One of those who is not sold on the shift is Distinguished Professor of Education at Stellenbosch University, Johnathan Jansen. In a talk given to the Cape Town Press Club last month, Jansen’s misgivings are firstly drawn from the absence of ‘organizing logic, upfront, that states explicitly why is the change necessary, why now, and what is the theory of change (that is, how the change will unfold under ideal conditions).’

This absence, Jansen goes further, trivialises the selection or deselection of what will ultimately be included; is displeased that this selection rests on a history panel and calls it a ‘patriotic curriculum’ of the ruling party. ‘How else does one explain that Biko and Sobukwe are reduced to three mentions each and PW Botha eighteen mentions.
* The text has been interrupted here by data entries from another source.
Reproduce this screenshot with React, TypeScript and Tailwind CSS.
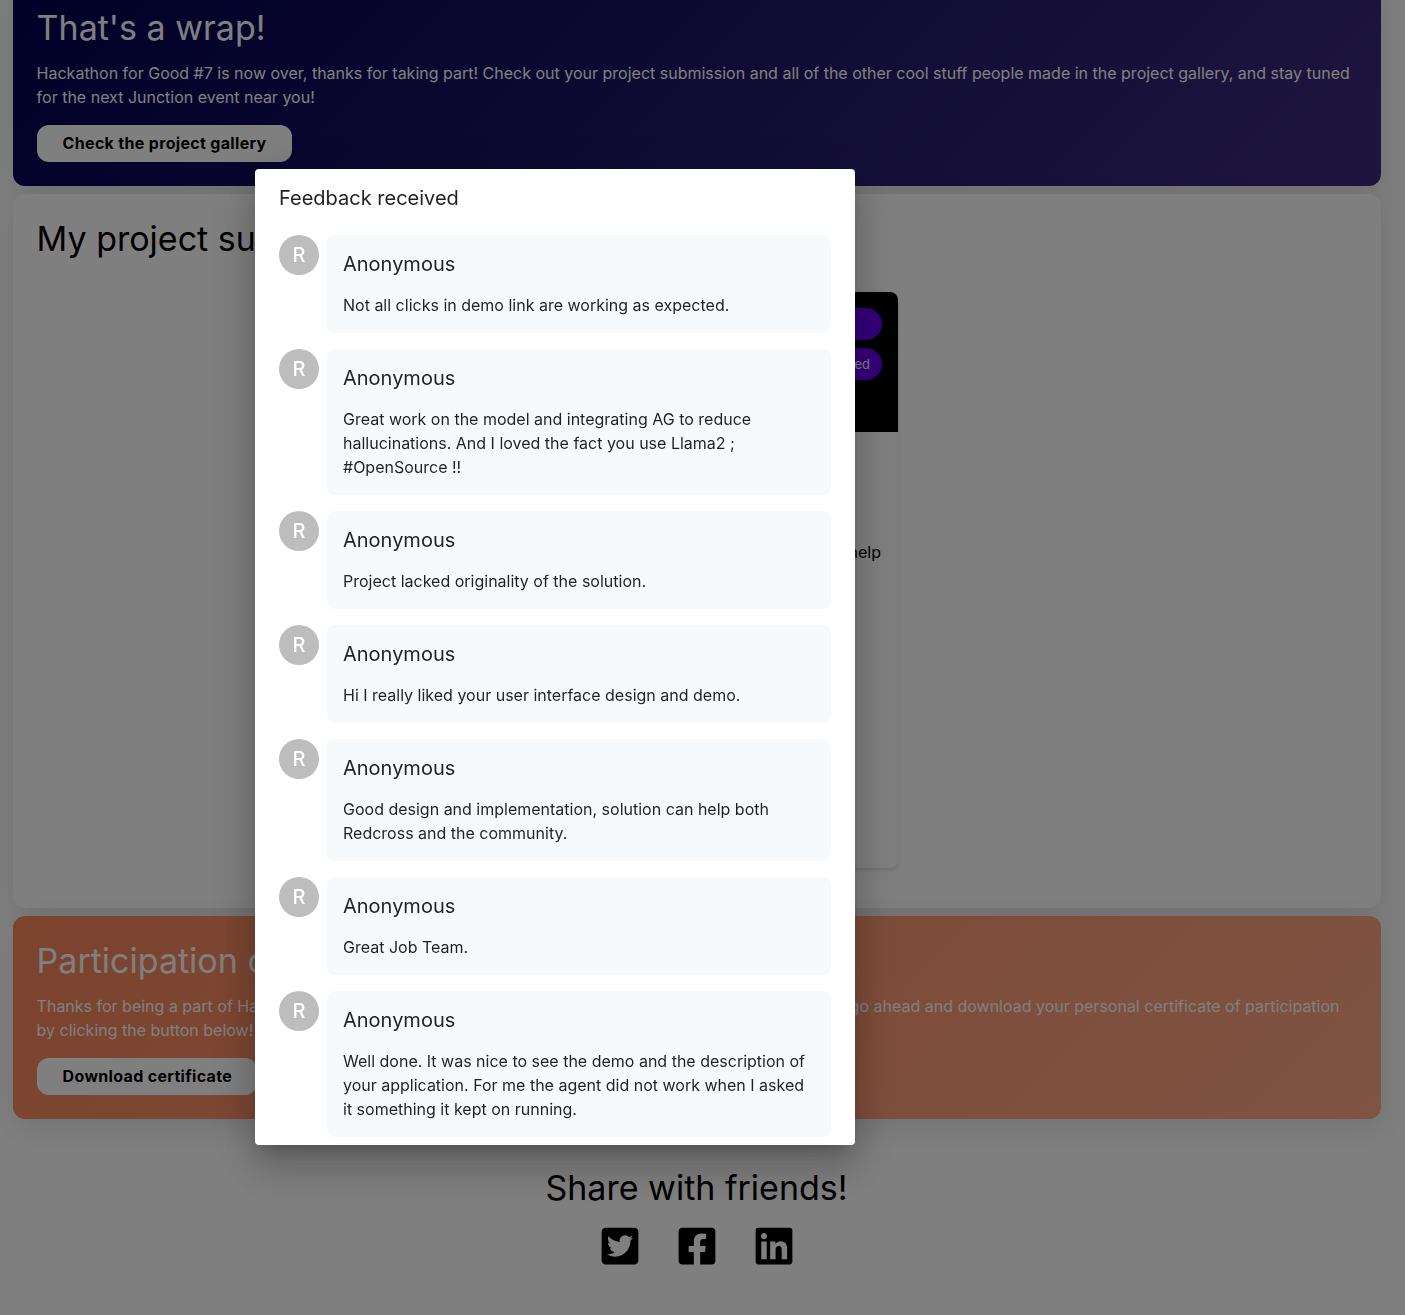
import type { ReactNode } from "react";
import { FaTwitterSquare, FaFacebookSquare, FaLinkedin } from "react-icons/fa";

const feedback = [
  "Not all clicks in demo link are working as expected.",
  "Great work on the model and integrating AG to reduce hallucinations. And I loved the fact you use Llama2 ; #OpenSource !!",
  "Project lacked originality of the solution.",
  "Hi I really liked your user interface design and demo.",
  "Good design and implementation, solution can help both Redcross and the community.",
  "Great Job Team.",
  "Well done. It was nice to see the demo and the description of your application. For me the agent did not work when I asked it something it kept on running.",
];

function Heading({ children }: { children: ReactNode }) {
  return <h2 className="text-[34px] leading-[42px]">{children}</h2>;
}

function Banner({ title, text, action, className }: { title: string; text: string; action: string; className: string }) {
  return (
    <section className={`rounded-xl py-6 pr-6 pl-[23.6px] text-white shadow-[2px_7px_30px_rgba(0,0,0,0.12)] ${className}`}>
      <Heading>{title}</Heading>
      <p className="mt-3 text-base leading-6">{text}</p>
      <button className="mt-4 block h-[37px] rounded-xl bg-white pr-[25px] pb-px pl-[26px] text-base font-bold tracking-[0.02em] text-black">
        {action}
      </button>
    </section>
  );
}

function ProjectCard() {
  return (
    <article className="mx-auto mt-8 h-[576px] w-[402px] overflow-hidden rounded-lg bg-white shadow-[0_2px_4px_rgba(0,0,0,0.14)]">
      <div className="flex h-[140px] flex-col items-end gap-2 bg-black p-4 text-[13px] text-white">
        <span className="h-8 w-24 rounded-full bg-[#6a00f4]" />
        <span className="flex h-8 items-center rounded-full bg-[#6a00f4] px-3 pt-px">Submitted</span>
      </div>
      <p className="mt-[108px] px-[17px] text-right text-base leading-6">help</p>
    </article>
  );
}

function FeedbackItem({ text }: { text: string }) {
  return (
    <li className="flex items-start gap-2">
      <span className="flex size-10 shrink-0 items-center justify-center rounded-full bg-[#bdbdbd] text-xl font-medium text-white">
        R
      </span>
      <div className="flex-1 rounded-lg bg-[#f7fafd] p-4">
        <h3 className="text-xl leading-[26px]">Anonymous</h3>
        <p className="mt-4 text-base leading-6">{text}</p>
      </div>
    </li>
  );
}

export default function App() {
  return (
    <div className="h-[1315px] overflow-hidden bg-white font-['Inter',sans-serif] text-black">
      <main className="-mt-[17px] mr-6 ml-[13px] flex flex-col gap-2">
        <Banner
          title="That's a wrap!"
          text="Hackathon for Good #7 is now over, thanks for taking part! Check out your project submission and all of the other cool stuff people made in the project gallery, and stay tuned for the next Junction event near you!"
          action="Check the project gallery"
          className="bg-linear-[135deg] from-[#00004f] to-[#3d2c80]"
        />
        <section className="h-[714px] rounded-xl bg-white py-6 pr-[23.6px] pl-[23.6px] shadow-[2px_7px_30px_rgba(0,0,0,0.12)]">
          <Heading>My project submissions</Heading>
          <ProjectCard />
        </section>
        <Banner
          title="Participation certificate"
          text="Thanks for being a part of Hackathon for Good #7! Now that the hackathon is officially ended, you can now go ahead and download your personal certificate of participation by clicking the button below!"
          action="Download certificate"
          className="bg-linear-[135deg] from-[#f8865a] to-[#fea886]"
        />
        <section className="mt-10 flex flex-col items-center pr-px">
          <Heading>Share with friends!</Heading>
          <div className="mt-4 flex gap-[35px] text-[42px]">
            <FaTwitterSquare />
            <FaFacebookSquare />
            <FaLinkedin />
          </div>
        </section>
      </main>

      <div className="fixed inset-0 flex items-center bg-black/50 pb-px pl-[255px]">
        <div
          role="dialog"
          className="h-[976px] w-[600px] overflow-hidden rounded bg-white px-6 pt-4 text-black/87 shadow-[0_11px_15px_-7px_rgba(0,0,0,0.2),0_24px_38px_3px_rgba(0,0,0,0.14),0_9px_46px_8px_rgba(0,0,0,0.12)]"
        >
          <h2 className="text-xl leading-[26px]">Feedback received</h2>
          <ul className="mt-6 flex flex-col gap-4">
            {feedback.map((text) => (
              <FeedbackItem key={text} text={text} />
            ))}
          </ul>
        </div>
      </div>
    </div>
  );
}
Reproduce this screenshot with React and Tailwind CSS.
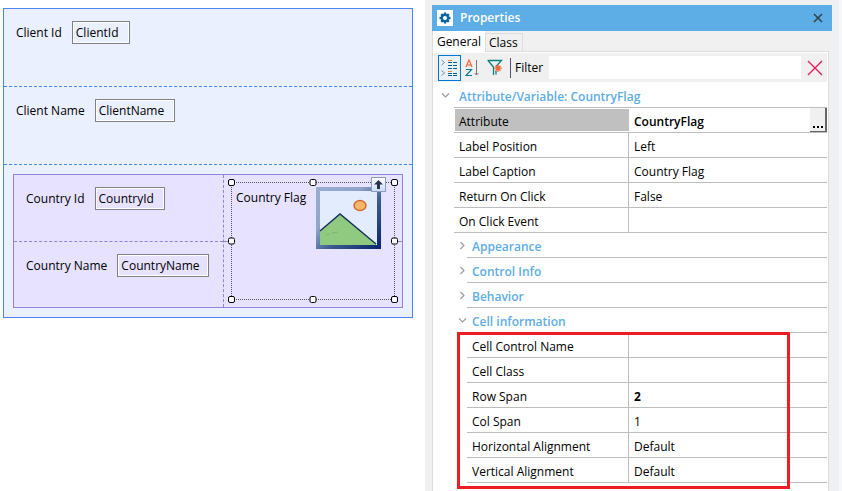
import React from 'react';

const HANDLES = [
  '-left-1 -top-1',
  'left-1/2 -translate-x-1/2 -top-1',
  '-right-1 -top-1',
  '-left-1 top-1/2 -translate-y-1/2',
  '-right-1 top-1/2 -translate-y-1/2',
  '-left-1 -bottom-1',
  'left-1/2 -translate-x-1/2 -bottom-1',
  '-right-1 -bottom-1',
];

const ATTRIBUTE_ROWS = [
  { name: 'Label Position', value: 'Left' },
  { name: 'Label Caption', value: 'Country Flag' },
  { name: 'Return On Click', value: 'False' },
  { name: 'On Click Event', value: '' },
];

const CELL_ROWS = [
  { name: 'Cell Control Name', value: '' },
  { name: 'Cell Class', value: '' },
  { name: 'Row Span', value: '2', bold: true },
  { name: 'Col Span', value: '1' },
  { name: 'Horizontal Alignment', value: 'Default' },
  { name: 'Vertical Alignment', value: 'Default' },
];

function Field({ id, label, value, width }) {
  return (
    <div className="flex items-center gap-2.5 pl-3 pt-3">
      <label htmlFor={id} className="whitespace-nowrap">{label}</label>
      <input
        id={id}
        defaultValue={value}
        className={`h-[23px] border border-[#808080] bg-transparent px-[3px] outline-none inset-ring inset-ring-white ${width}`}
      />
    </div>
  );
}

function FlagPicture() {
  return (
    <svg width="65" height="62" viewBox="0 0 65 62" role="img" aria-label="Country Flag">
      <defs>
        <linearGradient id="frame" x1="0" y1="0" x2="1" y2="1">
          <stop offset="0" stopColor="#9aaed0" />
          <stop offset="0.35" stopColor="#8fa4c8" />
          <stop offset="0.6" stopColor="#3a5a94" />
          <stop offset="1" stopColor="#06246b" />
        </linearGradient>
      </defs>
      <rect width="65" height="62" fill="url(#frame)" />
      <rect x="4" y="4" width="57" height="54" fill="#e2ecfc" />
      <path d="M4 44L24 27L60 57V58H4Z" fill="#8fca80" />
      <path d="M4 44L24 27L60 57" fill="none" stroke="#14305c" strokeWidth="1.4" />
      <path d="M10 48l3-1M16 46l6-1" stroke="#79b96c" strokeWidth="1" />
      <ellipse cx="44" cy="18.500" rx="6" ry="5" fill="#f9b568" stroke="#d3672f" strokeWidth="1.400" />
    </svg>
  );
}

function Designer() {
  return (
    <main className="ml-[3px] mt-2 w-[410px] shrink-0 self-start border border-[#4a86f0] bg-[#ebf0ff]">
      <div className="h-[78px] border-b border-dashed border-[#4a86f0]">
        <Field id="clientId" label="Client Id" value="ClientId" width="w-[58px]" />
      </div>
      <div className="h-[78px] border-b border-dashed border-[#4a86f0]">
        <Field id="clientName" label="Client Name" value="ClientName" width="w-20" />
      </div>
      <div className="p-[9px]">
        <div className="grid h-[134px] grid-cols-[210px_1fr] border border-[#8f82d8] bg-[#e7e2ff]">
          <div className="flex flex-col border-r border-dashed border-[#8f82d8]">
            <div className="h-[67px] border-b border-dashed border-[#8f82d8]">
              <Field id="countryId" label="Country Id" value="CountryId" width="w-[70px]" />
            </div>
            <Field id="countryName" label="Country Name" value="CountryName" width="w-[92px]" />
          </div>
          <div className="flex items-stretch bg-[linear-gradient(#8f82d8,#8f82d8)] bg-[length:100%_1px] bg-[position:0_66px] bg-no-repeat p-[7px]">
            <div className="relative flex grow items-start gap-2.5 border border-dotted border-[#55555f] bg-[#e7e2ff] pl-1 pt-1">
              <span className="whitespace-nowrap pt-[3px]">Country Flag</span>
              <FlagPicture />
              {HANDLES.map((place) => (
                <span key={place} className={`absolute size-[7px] rounded-[2px] border border-black bg-white ${place}`} />
              ))}
              <button aria-label="Select parent" className="absolute -top-1.5 right-2 flex size-[15px] items-center justify-center border border-[#8a9cc0] bg-gradient-to-b from-white to-[#cddcf5]">
                <svg width="9" height="9" viewBox="0 0 9 9"><path d="M4.500 0L9 4.500H6V9H3V4.500H0Z" fill="#27344f" /></svg>
              </button>
            </div>
          </div>
        </div>
      </div>
    </main>
  );
}

function Chevron({ open }) {
  return (
    <svg width="9" height="9" viewBox="0 0 9 9" fill="none" stroke="#9a9aa4" strokeWidth="1.100" className="shrink-0">
      <path d={open ? 'M1 2.500L4.500 6L8 2.500' : 'M2.500 1L6 4.500L2.500 8'} />
    </svg>
  );
}

function Section({ title, open, gap = 'gap-0' }) {
  return (
    <button aria-expanded={!!open} className={`flex h-[25px] w-full items-center text-left font-semibold text-[#5dade6] ${gap}`}>
      <Chevron open={open} />
      <span className="flex h-full grow items-center border-b border-[#bdbdbd] pl-[5px] pt-[3px]">{title}</span>
    </button>
  );
}

function Row({ name, value, bold, labelWidth }) {
  const id = name.replaceAll(' ', '-');
  return (
    <div className="flex h-[25px] border-b border-[#bdbdbd]">
      <label htmlFor={id} className={`flex shrink-0 items-center whitespace-nowrap border-r border-[#bdbdbd] pl-[5px] pt-[3px] ${labelWidth}`}>{name}</label>
      <input id={id} defaultValue={value} className={`w-full min-w-0 bg-transparent pl-[5px] pt-[3px] outline-none ${bold ? 'font-bold' : ''}`} />
    </div>
  );
}

function Toolbar() {
  return (
    <div className="flex h-[29px] items-center bg-[#f0f0f0] px-1">
      <button aria-label="Categorized" className="flex h-[26px] w-[23px] items-center justify-center border border-[#0078d7] bg-[#e9f1f8]">
        <svg width="17" height="18" viewBox="0 0 17 18" fill="none">
          <path d="M0.500 1l3 2.500l-3 2.500M0.500 11.500l3 2.500l-3 2.500" stroke="#888" />
          <path d="M7 3.500h4M12 3.500h4M7 6.500h4M12 6.500h4M7 9.500h4M12 9.500h4M7 14.500h4M7 16.500h4M12 14.500h4M12 16.500h4" stroke="#075f91" />
          <path d="M7 1.500h4M7 12.500h4" stroke="#f08a3b" />
        </svg>
      </button>
      <button aria-label="Sort alphabetically" className="ml-1 flex h-6 w-4 items-center">
        <svg width="14" height="18" viewBox="0 0 14 18" fill="none">
          <path d="M1 8L4 1L7 8M2 6h4" stroke="#f26535" strokeWidth="1.200" />
          <path d="M1 10.500h5.500L1 16.500h6" stroke="#087c91" strokeWidth="1.200" />
          <path d="M11.500 1v15M9.500 14l2 2l2-2" stroke="#777" />
        </svg>
      </button>
      <button aria-label="Show modified" className="ml-1.5 flex h-6 w-4 items-center">
        <svg width="16" height="17" viewBox="0 0 16 17" fill="none">
          <path d="M0.500 1.500h14L9 7.500M1 1.500L6.500 8v8M9 12v3.500" stroke="#078080" strokeWidth="1.300" />
          <path d="M11 5.500v7.500M7.200 9.200h7.600M8.500 6.700l5 5M13.500 6.700l-5 5" stroke="#f26535" strokeWidth="1.300" />
        </svg>
      </button>
      <span className="ml-[7px] h-5 w-px bg-[#50507a]" />
      <label htmlFor="filter" className="ml-1 w-[34px]">Filter</label>
      <input id="filter" className="h-[23px] min-w-0 grow bg-white px-1 outline-none" />
      <button aria-label="Clear filter" className="ml-1.5">
        <svg width="16" height="16" viewBox="0 0 16 16"><path d="M1 1L15 15M15 1L1 15" stroke="#e41c5c" strokeWidth="1.400" /></svg>
      </button>
    </div>
  );
}

function Properties() {
  return (
    <aside className="ml-3 grow border-r-[3px] border-[#f6f7fc] bg-[#f0f0f0] pl-[7px] pr-[7px] pt-[5px]">
      <header className="flex h-[26px] items-center bg-[#5dade6] pl-[5px] pr-[9px] font-semibold text-white">
        <svg width="16" height="16" viewBox="0 0 16 16">
          <rect width="16" height="16" fill="#fff" />
          <path d="M8 2.500v11M2.500 8h11M4.200 4.200l7.600 7.600M11.800 4.200l-7.600 7.600" stroke="#0a66a0" strokeWidth="2.400" />
          <circle cx="8" cy="8" r="4.200" fill="#0a66a0" />
          <circle cx="8" cy="8" r="2.100" fill="#fff" />
        </svg>
        <h1 className="grow pl-[7px]">Properties</h1>
        <button aria-label="Close">
          <svg width="10" height="10" viewBox="0 0 10 10"><path d="M1 1L9 9M9 1L1 9" stroke="#34424c" strokeWidth="1.600" /></svg>
        </button>
      </header>
      <div role="tablist" className="flex items-end">
        <button role="tab" aria-selected="true" className="relative z-10 -mb-px h-[21px] w-[53px] border-l border-[#dcdcdc] bg-white">General</button>
        <button role="tab" aria-selected="false" className="h-[18px] w-[38px] border border-b-0 border-[#dcdcdc] pl-[3px] text-left">Class</button>
      </div>
      <div className="mr-[3px] h-[440px] border border-b-0 border-[#dcdcdc] bg-white px-px pt-px">
        <Toolbar />
        <div className="relative pl-[7px] pt-px">
          <Section title="Attribute/Variable: CountryFlag" open gap="gap-1" />
          <div className="pl-[13px]">
            <div className="flex h-[25px] border-b border-[#bdbdbd]">
              <label htmlFor="attribute" className="my-px ml-px flex w-[174px] shrink-0 items-center bg-[#c0c0c0] pl-1 pt-[3px]">Attribute</label>
              <input id="attribute" defaultValue="CountryFlag" className="min-w-0 grow bg-transparent pl-[5px] pt-[3px] font-semibold outline-none" />
              <button aria-label="Browse" className="flex w-[17px] items-end justify-center gap-[2px] border-b border-r-2 border-[#666] bg-[#f0f0f0] pb-[3px]">
                <i className="size-[2px] bg-black" /><i className="size-[2px] bg-black" /><i className="size-[2px] bg-black" />
              </button>
            </div>
            {ATTRIBUTE_ROWS.map((row) => <Row key={row.name} {...row} labelWidth="w-[175px]" />)}
          </div>
          <div className="pl-[17px]">
            <Section title="Appearance" />
            <Section title="Control Info" />
            <Section title="Behavior" />
            <Section title="Cell information" open />
            <div className="relative pl-[9px]">
              {CELL_ROWS.map((row) => <Row key={row.name} {...row} labelWidth="w-[162px]" />)}
              <div className="pointer-events-none absolute -left-px -top-px bottom-[-6px] right-[37px] border-3 border-[#ee1c25]" />
            </div>
          </div>
        </div>
      </div>
    </aside>
  );
}

export default function App() {
  return (
    <div className="flex h-screen overflow-hidden bg-white font-['Open_Sans','Noto_Sans',sans-serif] text-[12px] leading-4 text-black">
      <Designer />
      <Properties />
    </div>
  );
}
Put differently, that while Biko and Sobukwe enjoyed prominence in the Grade 12 curriculum, they are now reduced to a mere two hours.’

Jansen appreciates no radicalism in the document, questions exactly which ‘African’ it speaks of; its ‘by-the-way’ references to non-black Africans; failure for a more critical study of slavery in the Cape; the focus on genocides committed by whites whilst ignoring those committed by Africans. In his characteristic wit and a pen dripping in both insight and sarcasm, Jansen basically puts a red cross through the document. He sees it as a failure on so many fronts; political, social and economic as well as a blindness to the interelationality of all history and events. His conclusion is that this entire curriculum exercise should be scrapped and started over lest it should go the way of OBE. But even he is well aware that politicians are generally not in the habit of considering constructive criticism, not even from the most esteemed academics.